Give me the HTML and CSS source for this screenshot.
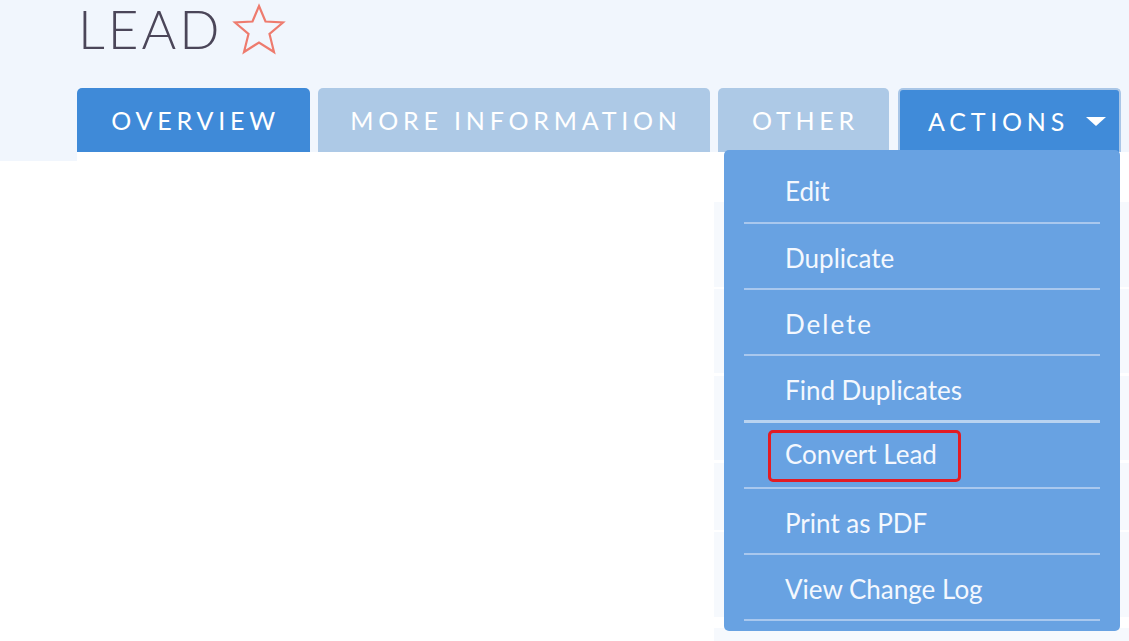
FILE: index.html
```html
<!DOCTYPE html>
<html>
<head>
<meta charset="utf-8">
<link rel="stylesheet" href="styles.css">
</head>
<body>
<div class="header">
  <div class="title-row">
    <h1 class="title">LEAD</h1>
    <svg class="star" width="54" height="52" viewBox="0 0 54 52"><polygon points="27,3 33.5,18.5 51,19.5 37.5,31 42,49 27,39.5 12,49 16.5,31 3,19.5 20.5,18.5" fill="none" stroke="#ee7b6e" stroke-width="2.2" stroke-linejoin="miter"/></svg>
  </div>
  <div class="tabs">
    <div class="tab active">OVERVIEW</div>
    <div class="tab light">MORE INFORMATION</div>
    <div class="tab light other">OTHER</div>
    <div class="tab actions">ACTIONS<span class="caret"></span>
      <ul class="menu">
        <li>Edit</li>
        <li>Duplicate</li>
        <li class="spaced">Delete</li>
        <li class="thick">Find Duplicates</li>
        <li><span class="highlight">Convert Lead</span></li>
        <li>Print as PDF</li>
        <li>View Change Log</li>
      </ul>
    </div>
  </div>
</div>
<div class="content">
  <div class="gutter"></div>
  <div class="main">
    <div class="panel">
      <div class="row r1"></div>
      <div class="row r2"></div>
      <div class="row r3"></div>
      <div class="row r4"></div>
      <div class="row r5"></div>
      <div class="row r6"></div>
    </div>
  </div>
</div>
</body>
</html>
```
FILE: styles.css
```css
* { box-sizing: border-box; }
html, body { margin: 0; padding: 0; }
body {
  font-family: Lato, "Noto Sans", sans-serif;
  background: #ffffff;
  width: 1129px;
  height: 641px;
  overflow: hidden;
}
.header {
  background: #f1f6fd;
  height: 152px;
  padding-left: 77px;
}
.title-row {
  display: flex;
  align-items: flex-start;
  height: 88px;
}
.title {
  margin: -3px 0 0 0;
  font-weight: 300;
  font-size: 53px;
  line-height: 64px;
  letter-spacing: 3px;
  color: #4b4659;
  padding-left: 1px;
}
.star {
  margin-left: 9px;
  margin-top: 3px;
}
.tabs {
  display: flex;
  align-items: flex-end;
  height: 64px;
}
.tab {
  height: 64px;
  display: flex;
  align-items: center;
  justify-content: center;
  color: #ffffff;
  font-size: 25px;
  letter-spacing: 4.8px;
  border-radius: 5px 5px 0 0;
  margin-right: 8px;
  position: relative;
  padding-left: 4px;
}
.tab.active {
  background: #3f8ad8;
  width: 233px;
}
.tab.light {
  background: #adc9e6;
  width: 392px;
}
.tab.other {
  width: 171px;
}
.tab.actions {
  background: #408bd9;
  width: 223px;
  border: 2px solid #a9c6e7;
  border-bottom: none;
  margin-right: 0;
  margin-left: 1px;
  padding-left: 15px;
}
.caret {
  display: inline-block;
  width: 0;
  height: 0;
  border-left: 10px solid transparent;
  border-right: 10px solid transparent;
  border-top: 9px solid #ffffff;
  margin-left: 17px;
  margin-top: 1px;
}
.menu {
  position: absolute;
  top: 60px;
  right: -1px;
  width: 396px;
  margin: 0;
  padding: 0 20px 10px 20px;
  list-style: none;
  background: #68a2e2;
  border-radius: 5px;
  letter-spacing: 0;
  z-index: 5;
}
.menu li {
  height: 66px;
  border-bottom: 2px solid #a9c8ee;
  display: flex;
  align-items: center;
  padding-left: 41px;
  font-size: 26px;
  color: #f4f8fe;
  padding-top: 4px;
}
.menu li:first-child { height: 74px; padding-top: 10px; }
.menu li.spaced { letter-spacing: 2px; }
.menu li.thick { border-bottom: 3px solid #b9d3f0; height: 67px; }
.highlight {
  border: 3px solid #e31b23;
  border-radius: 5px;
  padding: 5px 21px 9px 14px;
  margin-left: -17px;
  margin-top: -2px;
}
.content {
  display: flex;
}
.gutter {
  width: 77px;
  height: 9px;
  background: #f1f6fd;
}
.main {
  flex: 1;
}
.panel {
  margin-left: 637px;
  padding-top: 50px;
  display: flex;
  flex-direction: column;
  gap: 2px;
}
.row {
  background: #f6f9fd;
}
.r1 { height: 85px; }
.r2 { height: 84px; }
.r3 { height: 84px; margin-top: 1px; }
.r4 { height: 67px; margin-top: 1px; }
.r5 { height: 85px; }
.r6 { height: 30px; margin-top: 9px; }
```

◆ **WHAT THE TASK ASKS**: Copy the material above exactly and drop the pictures.

◆ **THE SOLUTION**:
Give me the HTML and CSS source for this screenshot.
FILE: index.html
```html
<!DOCTYPE html>
<html>
<head>
<meta charset="utf-8">
<link rel="stylesheet" href="styles.css">
</head>
<body>
<div class="header">
  <div class="title-row">
    <h1 class="title">LEAD</h1>
    <svg class="star" width="54" height="52" viewBox="0 0 54 52"><polygon points="27,3 33.5,18.5 51,19.5 37.5,31 42,49 27,39.5 12,49 16.5,31 3,19.5 20.5,18.5" fill="none" stroke="#ee7b6e" stroke-width="2.2" stroke-linejoin="miter"/></svg>
  </div>
  <div class="tabs">
    <div class="tab active">OVERVIEW</div>
    <div class="tab light">MORE INFORMATION</div>
    <div class="tab light other">OTHER</div>
    <div class="tab actions">ACTIONS<span class="caret"></span>
      <ul class="menu">
        <li>Edit</li>
        <li>Duplicate</li>
        <li class="spaced">Delete</li>
        <li class="thick">Find Duplicates</li>
        <li><span class="highlight">Convert Lead</span></li>
        <li>Print as PDF</li>
        <li>View Change Log</li>
      </ul>
    </div>
  </div>
</div>
<div class="content">
  <div class="gutter"></div>
  <div class="main">
    <div class="panel">
      <div class="row r1"></div>
      <div class="row r2"></div>
      <div class="row r3"></div>
      <div class="row r4"></div>
      <div class="row r5"></div>
      <div class="row r6"></div>
    </div>
  </div>
</div>
</body>
</html>
```
FILE: styles.css
```css
* { box-sizing: border-box; }
html, body { margin: 0; padding: 0; }
body {
  font-family: Lato, "Noto Sans", sans-serif;
  background: #ffffff;
  width: 1129px;
  height: 641px;
  overflow: hidden;
}
.header {
  background: #f1f6fd;
  height: 152px;
  padding-left: 77px;
}
.title-row {
  display: flex;
  align-items: flex-start;
  height: 88px;
}
.title {
  margin: -3px 0 0 0;
  font-weight: 300;
  font-size: 53px;
  line-height: 64px;
  letter-spacing: 3px;
  color: #4b4659;
  padding-left: 1px;
}
.star {
  margin-left: 9px;
  margin-top: 3px;
}
.tabs {
  display: flex;
  align-items: flex-end;
  height: 64px;
}
.tab {
  height: 64px;
  display: flex;
  align-items: center;
  justify-content: center;
  color: #ffffff;
  font-size: 25px;
  letter-spacing: 4.8px;
  border-radius: 5px 5px 0 0;
  margin-right: 8px;
  position: relative;
  padding-left: 4px;
}
.tab.active {
  background: #3f8ad8;
  width: 233px;
}
.tab.light {
  background: #adc9e6;
  width: 392px;
}
.tab.other {
  width: 171px;
}
.tab.actions {
  background: #408bd9;
  width: 223px;
  border: 2px solid #a9c6e7;
  border-bottom: none;
  margin-right: 0;
  margin-left: 1px;
  padding-left: 15px;
}
.caret {
  display: inline-block;
  width: 0;
  height: 0;
  border-left: 10px solid transparent;
  border-right: 10px solid transparent;
  border-top: 9px solid #ffffff;
  margin-left: 17px;
  margin-top: 1px;
}
.menu {
  position: absolute;
  top: 60px;
  right: -1px;
  width: 396px;
  margin: 0;
  padding: 0 20px 10px 20px;
  list-style: none;
  background: #68a2e2;
  border-radius: 5px;
  letter-spacing: 0;
  z-index: 5;
}
.menu li {
  height: 66px;
  border-bottom: 2px solid #a9c8ee;
  display: flex;
  align-items: center;
  padding-left: 41px;
  font-size: 26px;
  color: #f4f8fe;
  padding-top: 4px;
}
.menu li:first-child { height: 74px; padding-top: 10px; }
.menu li.spaced { letter-spacing: 2px; }
.menu li.thick { border-bottom: 3px solid #b9d3f0; height: 67px; }
.highlight {
  border: 3px solid #e31b23;
  border-radius: 5px;
  padding: 5px 21px 9px 14px;
  margin-left: -17px;
  margin-top: -2px;
}
.content {
  display: flex;
}
.gutter {
  width: 77px;
  height: 9px;
  background: #f1f6fd;
}
.main {
  flex: 1;
}
.panel {
  margin-left: 637px;
  padding-top: 50px;
  display: flex;
  flex-direction: column;
  gap: 2px;
}
.row {
  background: #f6f9fd;
}
.r1 { height: 85px; }
.r2 { height: 84px; }
.r3 { height: 84px; margin-top: 1px; }
.r4 { height: 67px; margin-top: 1px; }
.r5 { height: 85px; }
.r6 { height: 30px; margin-top: 9px; }
```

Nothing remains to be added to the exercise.